BB dress this mechanism up into a push service API that any app developer can use. It uses an SSL connection on the server side and a call back on the mobile client side. The underlying mechanism is hidden from you, and the app need do nothing special to make it work.
It's RIM's prime piece of intellectual property and it's patented up to the hilt, which is why no one else has replicated it.
I don't think that RIM speak enough about this piece of technology. It's been there so long that I think they've forgotten how neat it is in comparison to anyone else's push mechanism. They invented it long before the whole mobile revolution took place. And now there's an entire generation of devs who have no idea that there's anything special about it.

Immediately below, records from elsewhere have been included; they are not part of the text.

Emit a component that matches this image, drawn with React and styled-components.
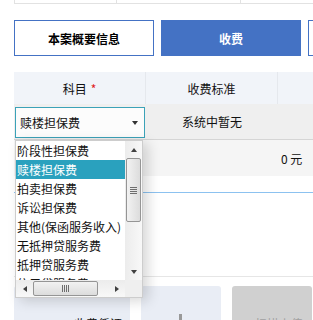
import React from 'react';
import styled, { createGlobalStyle } from 'styled-components';

const GlobalStyle = createGlobalStyle`
  body {
    margin: 0;
    background: #fff;
    font-family: "Noto Sans CJK SC", "Noto Sans", sans-serif;
    color: #111;
  }
`;

const Page = styled.div`
  position: relative;
  width: 313px;
  height: 320px;
  overflow: hidden;
  padding-left: 14px;
  box-sizing: border-box;
`;

const Inner = styled.div`
  width: 420px;
`;

// 上部の表の名残り
const TopStrip = styled.div`
  display: flex;
  height: 3px;
  border-bottom: 1px solid #e2e2e2;
  border-left: 1px solid #e2e2e2;
`;

const StripCell = styled.div`
  width: ${p => p.w ? `${p.w}px` : 'auto'};
  flex: ${p => p.w ? 'none' : 1};
  border-right: 1px solid #e2e2e2;
`;

const TabRow = styled.div`
  display: flex;
  gap: 7px;
  margin-top: 16px;
`;

const TabButton = styled.div`
  width: 140px;
  height: 36px;
  box-sizing: border-box;
  border: 1px solid #4472c4;
  background: ${p => p.active ? '#4472c4' : '#fff'};
  color: ${p => p.active ? '#fff' : '#000'};
  font-size: 12px;
  font-weight: bold;
  display: flex;
  align-items: center;
  justify-content: center;
  flex: none;
`;

const Grid = styled.div`
  display: grid;
  grid-template-columns: 132px 132px 1fr;
`;

const HeadRow = styled(Grid)`
  margin-top: 16px;
  height: 32px;
  background: #f1f4f9;
`;

const HeadCell = styled.div`
  display: flex;
  align-items: center;
  justify-content: center;
  font-size: 12px;
  border-right: 1px solid #e5e8ed;
`;

const Req = styled.span`
  color: #e02020;
  margin-left: 4px;
`;

const SelectRow = styled(Grid)`
  height: 35px;
  background: #efefef;
  border-bottom: 1px solid #d5d5d5;
`;

const AmountRow = styled(Grid)`
  height: 36px;
  background: #f5f5f5;
`;

const Cell = styled.div`
  display: flex;
  align-items: center;
  justify-content: ${p => p.align || 'center'};
  padding-left: ${p => p.pad || 0}px;
  font-size: 12px;
`;

const SelectBox = styled.div`
  margin: 3px 0 0 1px;
  width: 130px;
  height: 31px;
  box-sizing: border-box;
  border: 1px solid #3ba2b8;
  background: #fcfcfc;
  display: flex;
  align-items: center;
  justify-content: space-between;
  padding: 0 6px 0 4px;
  font-size: 12px;
`;

const Caret = styled.span`
  width: 0;
  height: 0;
  border-left: 3px solid transparent;
  border-right: 3px solid transparent;
  border-top: 4px solid #333;
`;

const BlueLine = styled.div`
  margin-top: 16px;
  height: 1px;
  background: #8cc2f0;
`;

const GreyLine = styled.div`
  margin-top: 83px;
  height: 1px;
  background: #e6e6e6;
`;

const CardRow = styled.div`
  display: flex;
  gap: 11px;
  margin-top: 9px;
`;

const Card = styled.div`
  flex: none;
  width: ${p => p.w}px;
  height: 60px;
  border-radius: 3px;
  background: ${p => p.grey ? '#d0d0d0' : '#e9edf5'};
  color: ${p => p.grey ? '#a0a0a0' : '#111'};
  font-size: 12px;
  line-height: 17px;
  display: flex;
  justify-content: ${p => p.right ? 'flex-end' : 'center'};
  padding: 29px ${p => p.right ? 8 : 0}px 0 ${p => p.grey ? 14 : 0}px;
  box-sizing: border-box;
  position: relative;
`;

const PlusV = styled.span`
  position: absolute;
  left: 38px;
  top: 28px;
  width: 3px;
  height: 22px;
  background: #999;
`;

// ドロップダウン（開いた状態）
const Dropdown = styled.div`
  position: absolute;
  left: 15px;
  top: 140px;
  width: 128px;
  height: 158px;
  box-sizing: border-box;
  border: 1px solid #cdcdcd;
  background: #fff;
  box-shadow: 5px 3px 12px rgba(0, 0, 0, 0.16);
  display: grid;
  grid-template-columns: 1fr 17px;
  grid-template-rows: 1fr 17px;
`;

const List = styled.div`
  overflow: hidden;
`;

const Option = styled.div`
  height: 19px;
  line-height: 19px;
  padding-left: 1px;
  font-size: 12px;
  white-space: nowrap;
  background: ${p => p.selected ? '#2aa1be' : 'transparent'};
  color: ${p => p.selected ? '#fff' : '#111'};
`;

const VScroll = styled.div`
  display: flex;
  flex-direction: column;
  background: linear-gradient(to right, #ececec, #f8f8f8);
`;

const HScroll = styled.div`
  display: flex;
  background: linear-gradient(to bottom, #ececec, #f8f8f8);
`;

const Corner = styled.div`
  background: #efefef;
`;

const ArrowBtn = styled.div`
  flex: none;
  width: 17px;
  height: 17px;
  display: flex;
  align-items: center;
  justify-content: center;
`;

const Tri = styled.span`
  width: 0;
  height: 0;
  ${p => p.dir === 'up' && `border-left: 3.5px solid transparent; border-right: 3.5px solid transparent; border-bottom: 4px solid #404040;`}
  ${p => p.dir === 'down' && `border-left: 3.5px solid transparent; border-right: 3.5px solid transparent; border-top: 4px solid #404040;`}
  ${p => p.dir === 'left' && `border-top: 3.5px solid transparent; border-bottom: 3.5px solid transparent; border-right: 4px solid #404040;`}
  ${p => p.dir === 'right' && `border-top: 3.5px solid transparent; border-bottom: 3.5px solid transparent; border-left: 4px solid #404040;`}
`;

const Thumb = styled.div`
  flex: none;
  box-sizing: border-box;
  border: 1px solid #959595;
  border-radius: 2px;
  display: flex;
  flex-direction: ${p => p.vertical ? 'column' : 'row'};
  align-items: center;
  justify-content: center;
  gap: 1px;
  ${p => p.vertical ? `
    width: 15px;
    height: 64px;
    margin: 0 1px;
    background: linear-gradient(to right, #f2f2f2, #dcdcdc);
  ` : `
    width: 65px;
    height: 15px;
    margin: 1px 0;
    background: linear-gradient(to bottom, #f2f2f2, #dcdcdc);
  `}
`;

const Grip = styled.span`
  background: #6e6e6e;
  ${p => p.vertical ? 'width: 7px; height: 1px;' : 'width: 1px; height: 7px;'}
`;

const Track = styled.div`
  flex: 1;
`;

const options = [
  '阶段性担保费',
  '赎楼担保费',
  '拍卖担保费',
  '诉讼担保费',
  '其他(保函服务收入)',
  '无抵押贷服务费',
  '抵押贷服务费',
  '信用贷服务费',
];

export default function App() {
  return (
    <Page>
      <GlobalStyle />
      <Inner>
        <TopStrip>
          <StripCell w={101} />
          <StripCell w={123} />
          <StripCell />
        </TopStrip>

        <TabRow>
          <TabButton>本案概要信息</TabButton>
          <TabButton active>收费</TabButton>
          <TabButton />
        </TabRow>

        <HeadRow>
          <HeadCell>科目<Req>*</Req></HeadCell>
          <HeadCell>收费标准</HeadCell>
          <HeadCell />
        </HeadRow>

        <SelectRow>
          <div>
            <SelectBox>
              <span>赎楼担保费</span>
              <Caret />
            </SelectBox>
          </div>
          <Cell>系统中暂无</Cell>
          <Cell />
        </SelectRow>

        <AmountRow>
          <Cell />
          <Cell />
          <Cell align="flex-start" pad={3}>0 元</Cell>
        </AmountRow>

        <BlueLine />
        <GreyLine />

        <CardRow>
          <Card w={116} right>收费凭证</Card>
          <Card w={80}><PlusV /></Card>
          <Card w={80} grey>扫描上传</Card>
        </CardRow>
      </Inner>

      <Dropdown>
        <List>
          {options.map((o, i) => (
            <Option key={o} selected={i === 1}>{o}</Option>
          ))}
        </List>
        <VScroll>
          <ArrowBtn><Tri dir="up" /></ArrowBtn>
          <Thumb vertical>
            <Grip vertical /><Grip vertical /><Grip vertical /><Grip vertical />
          </Thumb>
          <Track />
          <ArrowBtn><Tri dir="down" /></ArrowBtn>
        </VScroll>
        <HScroll>
          <ArrowBtn><Tri dir="left" /></ArrowBtn>
          <Thumb>
            <Grip /><Grip /><Grip /><Grip />
          </Thumb>
          <Track />
          <ArrowBtn><Tri dir="right" /></ArrowBtn>
        </HScroll>
        <Corner />
      </Dropdown>
    </Page>
  );
}
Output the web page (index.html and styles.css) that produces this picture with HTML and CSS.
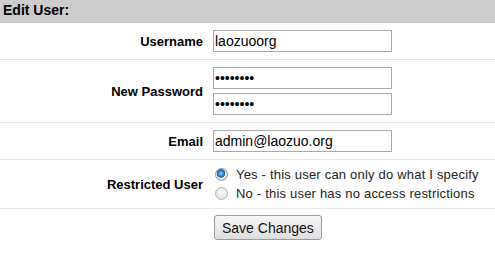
FILE: index.html
```html
<!DOCTYPE html>
<html>
<head>
<meta charset="utf-8">
<title>Edit User</title>
<link rel="stylesheet" href="styles.css">
</head>
<body>
<div class="panel">
  <div class="title">Edit User:</div>
  <form class="form">
    <div class="row">
      <label class="label" for="u">Username</label>
      <div class="field"><input class="text" id="u" type="text" value="laozuoorg"></div>
    </div>
    <div class="row">
      <label class="label" for="p1">New Password</label>
      <div class="field stack">
        <input class="text" id="p1" type="password" value="12345678">
        <input class="text" type="password" value="12345678">
      </div>
    </div>
    <div class="row">
      <label class="label" for="e">Email</label>
      <div class="field"><input class="text" id="e" type="text" value="admin@laozuo.org"></div>
    </div>
    <div class="row row-radio">
      <span class="label">Restricted User</span>
      <div class="field stack-radio">
        <label class="opt"><input class="radio" type="radio" name="r" checked>Yes - this user can only do what I specify</label>
        <label class="opt"><input class="radio" type="radio" name="r">No - this user has no access restrictions</label>
      </div>
    </div>
    <div class="row row-last">
      <span></span>
      <div class="field"><button class="btn" type="button">Save Changes</button></div>
    </div>
  </form>
</div>
</body>
</html>
```

FILE: styles.css
```css
html, body {
  margin: 0;
  padding: 0;
  background: #fff;
}
body {
  font-family: "Liberation Sans", Arial, sans-serif;
  color: #111;
}
.panel {
  width: 495px;
}
.title {
  height: 23px;
  line-height: 21px;
  padding-left: 3px;
  background: #cccccc;
  font-size: 14px;
  font-weight: bold;
  color: #000;
}
.form {
  margin: 0;
}
.row {
  display: grid;
  grid-template-columns: 203px 1fr;
  column-gap: 10px;
  align-items: center;
  padding: 7px 0;
  border-bottom: 1px solid #e6e6e6;
}
.label {
  text-align: right;
  font-size: 13px;
  font-weight: bold;
  color: #000;
}
.field {
  display: flex;
  align-items: center;
}
.stack {
  flex-direction: column;
  align-items: flex-start;
  gap: 4px;
}
.text {
  box-sizing: border-box;
  width: 179px;
  height: 22px;
  margin: 0;
  padding: 0 1px;
  border: 1px solid #a9a9a9;
  font-family: "Liberation Sans", Arial, sans-serif;
  font-size: 14px;
  color: #000;
  background: #fff;
  outline: none;
}
.row-radio {
  padding: 5px 0;
}
.stack-radio {
  flex-direction: column;
  align-items: flex-start;
}
.opt {
  display: flex;
  align-items: center;
  height: 19px;
  font-size: 13px;
  letter-spacing: 0.2px;
  color: #222;
}
.radio {
  appearance: none;
  -webkit-appearance: none;
  box-sizing: border-box;
  width: 13px;
  height: 13px;
  margin: 0 8px 0 2px;
  border-radius: 50%;
  border: 1px solid #b4b4b4;
  background: radial-gradient(circle at 50% 40%, #fbfbfb 0%, #e4e4e4 70%, #d6d6d6 100%);
}
.radio:checked {
  border-color: #8a9cb0;
  background:
    radial-gradient(circle at 45% 40%, #8fd0f5 0px, #2f8ad0 2.5px, #1a5f9c 4px, transparent 4.5px),
    radial-gradient(circle, #f4f4f4 0%, #dadada 100%);
}
.row-last {
  border-bottom: none;
  padding-top: 6px;
}
.btn {
  box-sizing: border-box;
  height: 25px;
  margin: 0 0 0 1px;
  padding: 0 7px;
  border: 1px solid #9c9c9c;
  border-radius: 3px;
  background: linear-gradient(#f7f7f7, #dedede);
  font-family: "Liberation Sans", Arial, sans-serif;
  font-size: 14px;
  color: #111;
}
```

Everyone I speak to who has an interest in mobile app development has no idea about how it actually works and assume that BB push is as wasteful of power as everyone else's. Even RIM's own documentation talks about only the advantages but doesn't explain how they're achieved. This leaves developers with no real information about the key piece of technology that differentiates BB push from anyone else's push API, meaning that the claims are often dismissed as marketing blurb. RIM need to shout about it more than they do.